À tel point que Dieu agit désormais comme si ce n’était plus son peuple. Comme si ce n’était pas lui qui l’avait fait sortir d’Égypte. Il veut même le supprimer. Je relis ce qu’il dit à Moïse : « Descends, car ton peuple s’est corrompu, ce peuple que tu as fait monter du pays d’Égypte… ils se sont fait une statue de veau, ils se sont prosternés devant elle… je vais les supprimer… »
Moïse calme Dieu. Qui se ravise. Il ne supprimera pas son peuple.
Personne n’est là pour calmer Moïse lorsque, de ses yeux, il voit le veau d’or et le peuple se prosterner devant lui.
D’un geste de colère, il détruit les tables de la loi qui symbolisaient la promesse d’une nouvelle relation à Dieu. La promesse d’un vivre-ensemble harmonieux.
Alors, qu’est-ce qui se joue dans ce veau d’or pour que cela suscite des réactions si violentes et de la part Dieu et de la part de Moïse ?
Rien moins que l’asservissement des humains. Et l’illusion que l’argent fait le bonheur.
Pour la réalisation du veau d’or, chacun s’est défait de ses bijoux. Qui ont été fondus, tous ensemble, pour en faire un simulacre de Dieu, une idole.
Et le peuple de danser, de fêter et de clamer que c’est lui, le véritable libérateur.
Autrement dit, dans cette exaltation manifeste du peuple, le véritable libérateur n’est rien d’autre que ses propres biens, ses richesses. Que les hommes ont ramassées, concentrées. Qu’ils ont façonnées. Et que désormais, ils vénèrent !...
… Toute ressemblance avec quelque situation que ce soit, au loin ou au près, est évidemment fortuite et involontaire…

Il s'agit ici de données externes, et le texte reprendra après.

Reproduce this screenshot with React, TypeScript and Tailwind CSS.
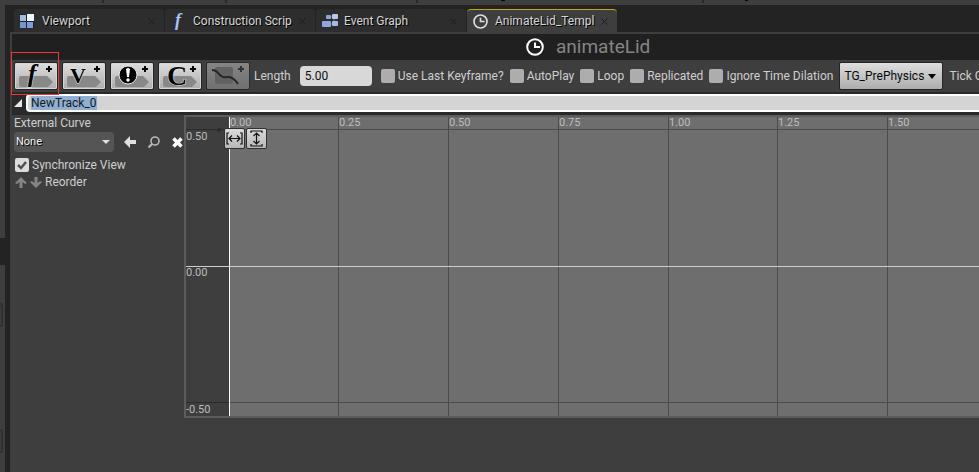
import { useEffect, useRef } from "react";
import type { ReactNode } from "react";

function ClockIcon({ size, color }: { size: number; color: string }) {
  return (
    <svg width={size} height={size} viewBox="0 0 18 18" fill="none" stroke={color} strokeWidth="2" className="shrink-0">
      <circle cx="9" cy="9" r="7.8" />
      <path d="M9 4.5V9h5" />
    </svg>
  );
}

function ViewportIcon() {
  return (
    <svg width="14" height="14" viewBox="0 0 14 14" className="shrink-0">
      <rect x="0" y="0" width="14" height="14" fill="#1b2030" />
      <rect x="0" y="1" width="6" height="6" fill="#a3bcd9" />
      <rect x="7" y="0" width="7" height="7" fill="#eef5fc" />
      <rect x="0" y="8" width="6" height="6" fill="#7895cf" />
      <rect x="7" y="8" width="6" height="6" fill="#7f9bdb" />
    </svg>
  );
}

function FunctionIcon() {
  return (
    <svg width="14" height="18" viewBox="0 0 14 18" className="shrink-0 overflow-visible">
      <text x="4" y="14" fontSize="18" fontStyle="italic" fontWeight="bold" fontFamily="Liberation Serif, serif" fill="#a9c1f5">
        f
      </text>
    </svg>
  );
}

function GraphIcon() {
  return (
    <svg width="17" height="14" viewBox="0 0 17 14" className="shrink-0">
      <path d="M7 3h4M7 10h4M12 5v3" stroke="#65718f" />
      <rect x="4" y="1" width="5" height="4" rx="1" fill="#8ea5d6" />
      <rect x="10" y="0" width="6" height="5" rx="1" fill="#b8c9e8" />
      <rect x="0" y="7" width="9" height="6" rx="1" fill="#8fa6df" />
      <rect x="10" y="7" width="6" height="5" rx="1" fill="#a8bae4" />
    </svg>
  );
}

function Tab({ icon, label, active = false }: { icon: ReactNode; label: string; active?: boolean }) {
  return (
    <div
      className={
        active
          ? "flex h-[23px] w-[150px] shrink-0 items-center rounded-t-sm border-t border-[#c9a900] bg-[#3e3e3e] pr-[9px] pl-[6px]"
          : "flex h-[23px] w-[150px] shrink-0 items-center rounded-t-sm border-t border-[#2d2d2d] bg-[#2d2d2d] pr-[9px] pl-[6px]"
      }
    >
      <button type="button" className="flex min-w-0 flex-1 items-center text-left text-[#d6d6d6]">
        <span className="flex w-[22px] shrink-0 items-center">{icon}</span>
        <span className="whitespace-nowrap [text-shadow:1px_1px_0_#000]">{label}</span>
      </button>
      <button type="button" aria-label={"Close " + label} className="shrink-0">
        <svg width="7" height="7" viewBox="0 0 7 7" stroke="#1c1c1c">
          <path d="M.5.5l6 6M6.5.5l-6 6" />
        </svg>
      </button>
    </div>
  );
}

function TrackButton({ label, children, disabled = false }: { label: string; children: ReactNode; disabled?: boolean }) {
  return (
    <button
      type="button"
      aria-label={label}
      disabled={disabled}
      className={
        disabled
          ? "h-[28px] w-[44px] shrink-0 rounded-xs border border-[#2b2b2b] bg-linear-to-b from-[#858585] to-[#707070]"
          : "h-[28px] w-[44px] shrink-0 rounded-xs border border-[#242424] bg-linear-to-b from-[#dedede] to-[#adadad] shadow-[inset_0_0_0_1px_#d5d5d5]"
      }
    >
      <svg width="42" height="26" viewBox="0 0 42 26" className="overflow-visible">
        {!disabled && <path d="M4 15q0-2 2-2h26l6 6-5 5H6q-2 0-2-2z" fill="#888888" />}
        {children}
        <path d="M31 6h6M34 3v6" stroke={disabled ? "#333333" : "#050505"} strokeWidth="2" />
      </svg>
    </button>
  );
}

function Letter({ children, italic = false, x, y, size }: { children: string; italic?: boolean; x: number; y: number; size: number }) {
  return (
    <text
      x={x}
      y={y}
      textAnchor="middle"
      fontFamily="Liberation Serif, serif"
      fontWeight="bold"
      fontStyle={italic ? "italic" : "normal"}
      fontSize={size}
      fill="#050505"
      stroke="#e8e8e8"
      strokeWidth="1"
      paintOrder="stroke"
    >
      {children}
    </text>
  );
}

function Check({ label }: { label: string }) {
  return (
    <label className="flex shrink-0 items-center gap-[3px] whitespace-nowrap">
      <input type="checkbox" className="size-[14px] appearance-none rounded-xs bg-[#adadad] checked:bg-[#e8e8e8]" />
      {label}
    </label>
  );
}

const STEP_LABELS = Array.from({ length: 21 }, (_, i) => (i * 0.25).toFixed(2));
const stepX = (i: number) => Math.round(42.7 + i * 109.7);

function CurveGraph() {
  return (
    <svg className="block h-[299px] w-full bg-[#6e6e6e] text-[11px]" shapeRendering="crispEdges" role="img" aria-label="Float curve">
      <rect width="43" height="299" fill="#3e3e3e" />
      <rect y="12" width="43" height="1" fill="#2c2c2c" />
      <rect y="285" width="43" height="1" fill="#2c2c2c" />
      <rect x="43" y="12" width="100%" height="1" fill="#4b4b4b" />
      <rect x="43" y="285" width="100%" height="1" fill="#4b4b4b" />
      {STEP_LABELS.slice(1).map((label, i) => (
        <rect key={label} x={stepX(i + 1)} width="1" height="299" fill="#4b4b4b" />
      ))}
      <rect y="149" width="100%" height="1" fill="#cfcfcf" />
      <rect x="43" width="1" height="299" fill="#ffffff" />
      <circle cx="33" cy="13" r="2" fill="#2c2c2c" />
      <g fill="#bdbdbd">
        {STEP_LABELS.map((label, i) => (
          <text key={label} x={stepX(i) + 1} y="9">
            {label}
          </text>
        ))}
        <text x="0" y="23">0.50</text>
        <text x="0" y="159">0.00</text>
        <text x="0" y="296">-0.50</text>
      </g>
    </svg>
  );
}

const fitButton =
  "flex size-[21px] items-center justify-center rounded-xs border border-[#303030] bg-linear-to-b from-[#dadada] to-[#b8b8b8]";

export default function App() {
  const nameRef = useRef<HTMLInputElement>(null);
  useEffect(() => {
    nameRef.current?.focus();
    nameRef.current?.select();
  }, []);

  return (
    <div className="flex min-h-screen overflow-hidden bg-[#3e3e3e] font-[Roboto,sans-serif] text-[12px] leading-[14px] text-[#cfcfcf]">
      <aside className="flex w-[5px] shrink-0 flex-col overflow-hidden">
        <div className="mt-[238px] h-[27px] bg-[#232323]" />
        <div className="mt-[38px] h-[24px] w-[3px] rounded-r-sm border-2 border-l-0 border-[#303030]" />
        <div className="mt-[102px] h-[24px] w-[3px] rounded-r-sm border-2 border-l-0 border-[#303030]" />
      </aside>
      <div className="flex min-w-0 flex-1 flex-col">
        <div className="flex h-[5px] items-start pl-[97px]">
          <span className="h-[3px] w-[2px] bg-[#292929]" />
          <span className="ml-[121px] h-[3px] w-[2px] bg-[#292929]" />
          <span className="ml-[189px] h-[3px] w-[2px] bg-[#292929]" />
          <span className="ml-[83px] h-px w-[4px] bg-[#050505]" />
          <span className="ml-[197px] h-[3px] w-[2px] bg-[#292929]" />
          <span className="ml-[41px] h-px w-[3px] bg-[#050505]" />
        </div>
        <div className="flex flex-1 border-l-[5px] border-[#232323]">
          <main className="flex min-w-0 flex-1 flex-col">
            <nav className="flex h-[27px] items-end gap-px bg-[#232323] pl-[4px]">
              <Tab icon={<ViewportIcon />} label="Viewport" />
              <Tab icon={<FunctionIcon />} label="Construction Scrip" />
              <Tab icon={<GraphIcon />} label="Event Graph" />
              <Tab icon={<ClockIcon size={15} color="#dddddd" />} label="AnimateLid_Templ" active />
            </nav>
            <div className="mt-[2px] ml-[2px] flex flex-col">
              <header className="flex h-[26px] items-center gap-[12px] bg-[#202020] pl-[514px]">
                <ClockIcon size={18} color="#ffffff" />
                <h1 className="text-[19px] leading-[26px] text-[#858585]">animateLid</h1>
              </header>

              <div className="flex h-[32px] items-center gap-[4px] overflow-hidden pl-[2px]">
                <TrackButton label="Add float track">
                  <Letter italic x={17} y={19} size={26}>f</Letter>
                </TrackButton>
                <TrackButton label="Add vector track">
                  <Letter x={15} y={20} size={22}>V</Letter>
                </TrackButton>
                <TrackButton label="Add event track">
                  <circle cx="17" cy="12" r="9" fill="#050505" stroke="#e8e8e8" />
                  <path d="M15 6q2-2 4 0l-1 8h-2z" fill="#fff" />
                  <circle cx="17" cy="17" r="1.7" fill="#fff" />
                </TrackButton>
                <TrackButton label="Add color track">
                  <Letter x={18} y={22} size={28}>C</Letter>
                </TrackButton>
                <TrackButton label="Add external asset" disabled>
                  <rect x="8" y="4" width="18" height="17" rx="2" fill="#626262" />
                  <path d="M5 7q4 0 7 4t8 3q6-1 11 7" fill="none" stroke="#252525" strokeWidth="2" />
                </TrackButton>
                <label className="flex shrink-0 items-center gap-[9px]">
                  Length
                  <input
                    type="text"
                    defaultValue="5.00"
                    className="h-[20px] w-[72px] rounded-sm bg-[#d8d8d8] px-[5px] text-[#101010] outline-none"
                  />
                </label>
                <div className="ml-[5px] flex shrink-0 items-center gap-[6px]">
                  <Check label="Use Last Keyframe?" />
                  <Check label="AutoPlay" />
                  <Check label="Loop" />
                  <Check label="Replicated" />
                  <Check label="Ignore Time Dilation" />
                  <div className="relative shrink-0">
                    <select
                      aria-label="Tick group"
                      className="block h-[28px] w-[104px] appearance-none rounded-xs border border-[#242424] bg-linear-to-b from-[#dedede] to-[#adadad] pl-[4px] text-[#080808]"
                    >
                      <option>TG_PrePhysics</option>
                    </select>
                    <svg width="8" height="5" viewBox="0 0 8 5" className="pointer-events-none absolute top-[12px] right-[7px]">
                      <path d="M0 0h8L4 5z" fill="#080808" />
                    </svg>
                  </div>
                  <span className="whitespace-nowrap">Tick Group</span>
                </div>
              </div>

              <div className="flex h-[23px] border-t-2 border-b-3 border-[#292929] bg-[#292929]">
                <button type="button" aria-label="Collapse track" className="flex w-[14px] items-center pl-[2px]">
                  <svg width="8" height="8" viewBox="0 0 8 8">
                    <path d="M8 0v8H0z" fill="#e6e6e6" />
                  </svg>
                </button>
                <input
                  ref={nameRef}
                  type="text"
                  aria-label="Track name"
                  defaultValue="NewTrack_0"
                  className="min-w-0 flex-1 rounded-l-sm border-2 border-r-0 border-white bg-[#d4d4d4] px-[3px] text-[#1a1a1a] outline-none selection:bg-[#8fb0d3] selection:text-[#1a1a1a]"
                />
              </div>

              <section className="flex">
                <div className="flex w-[172px] shrink-0 flex-col pl-[2px]">
                  <label htmlFor="curve" className="pb-px leading-[16px]">
                    External Curve
                  </label>
                  <div className="flex items-center">
                    <div className="relative">
                      <select
                        id="curve"
                        className="block h-[20px] w-[100px] appearance-none rounded-sm bg-[#555555] px-[2px] text-[11px] text-[#f0f0f0] [text-shadow:1px_1px_0_#000]"
                      >
                        <option>None</option>
                      </select>
                      <svg width="8" height="4" viewBox="0 0 8 4" className="pointer-events-none absolute top-[8px] right-[4px]">
                        <path d="M0 0h8L4 4z" fill="#e0e0e0" />
                      </svg>
                    </div>
                    <button type="button" aria-label="Use selected asset" className="ml-[10px]">
                      <svg width="12" height="12" viewBox="0 0 12 12">
                        <path d="M0 6l6-6v4h6v4H6v4z" fill="#e0e0e0" />
                      </svg>
                    </button>
                    <button type="button" aria-label="Browse to asset" className="ml-[12px]">
                      <svg width="12" height="12" viewBox="0 0 12 12" fill="none" stroke="#b8b8b8" strokeWidth="1.6">
                        <circle cx="7" cy="5" r="4" />
                        <path d="M4 8l-3.5 3.5" strokeWidth="2.2" />
                      </svg>
                    </button>
                    <button type="button" aria-label="Clear" className="ml-[12px]">
                      <svg width="11" height="11" viewBox="0 0 11 11" stroke="#ffffff" strokeWidth="3.5">
                        <path d="M1.5 1.5l8 8M9.5 1.5l-8 8" />
                      </svg>
                    </button>
                  </div>
                  <label className="mt-[4px] flex items-center gap-[3px] pl-px">
                    <span className="relative flex">
                      <input type="checkbox" defaultChecked className="size-[14px] appearance-none rounded-xs bg-[#dcdcdc]" />
                      <svg width="14" height="14" viewBox="0 0 14 14" className="pointer-events-none absolute inset-0">
                        <path d="M3 7l3 3 5-6" fill="none" stroke="#505050" strokeWidth="2.5" />
                      </svg>
                    </span>
                    <span className="leading-[18px]">Synchronize View</span>
                  </label>
                  <div className="flex items-center gap-[3px] pl-px leading-[16px]">
                    <button type="button" aria-label="Move track up">
                      <svg width="12" height="11" viewBox="0 0 12 11">
                        <path d="M6 0l6 6-2 1-2.500-2v6h-3V5L2 7 0 6z" fill="#858585" />
                      </svg>
                    </button>
                    <button type="button" aria-label="Move track down">
                      <svg width="12" height="11" viewBox="0 0 12 11">
                        <path d="M6 11l6-6-2-1-2.500 2V0h-3v6L2 4 0 5z" fill="#858585" />
                      </svg>
                    </button>
                    <span>Reorder</span>
                  </div>
                </div>
                <div className="relative min-w-0 flex-1 border-2 border-r-0 border-[#5c5c5c]">
                  <CurveGraph />
                  <div className="absolute top-[11px] left-[38px] flex gap-px">
                    <button type="button" aria-label="Zoom to fit horizontal" className={fitButton}>
                      <svg width="17" height="13" viewBox="0 0 17 13" fill="none" stroke="#101010" strokeWidth="1.2">
                        <path d="M3 1H1v11h2M14 1h2v11h-2M3 6.5h11M6 3.5l-3 3 3 3M11 3.5l3 3-3 3" />
                      </svg>
                    </button>
                    <button type="button" aria-label="Zoom to fit vertical" className={fitButton}>
                      <svg width="13" height="17" viewBox="0 0 13 17" fill="none" stroke="#101010" strokeWidth="1.2">
                        <path d="M1 3V1h11v2M1 14v2h11v-2M6.5 3v11M3.5 6l3-3 3 3M3.5 11l3 3 3-3" />
                      </svg>
                    </button>
                  </div>
                </div>
              </section>
            </div>
          </main>
        </div>
      </div>
      <div className="pointer-events-none absolute top-[52px] left-[11px] h-[43px] w-[48px] border border-[#f03434]" />
    </div>
  );
}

Le peuple, aveuglé, danse.
Dieu, lui, sait que cette concentration de richesses en forme de tête de veau n’offrira aucune liberté au peuple. Au contraire, elle générera des inégalités, des fractures sociales, du mercantilisme, la chasse au “toujours plus“ et j’en passe.
Alors que les tables de la charte, les tables de la loi, sont le socle pour un vivre ensemble harmonieux, pour un partage équitable des biens de la terre et une juste répartition des richesses.
Tout un programme en ce week-end du Jeûne où nous sommes invités à repenser l’essentiel et à le distinguer du superflu.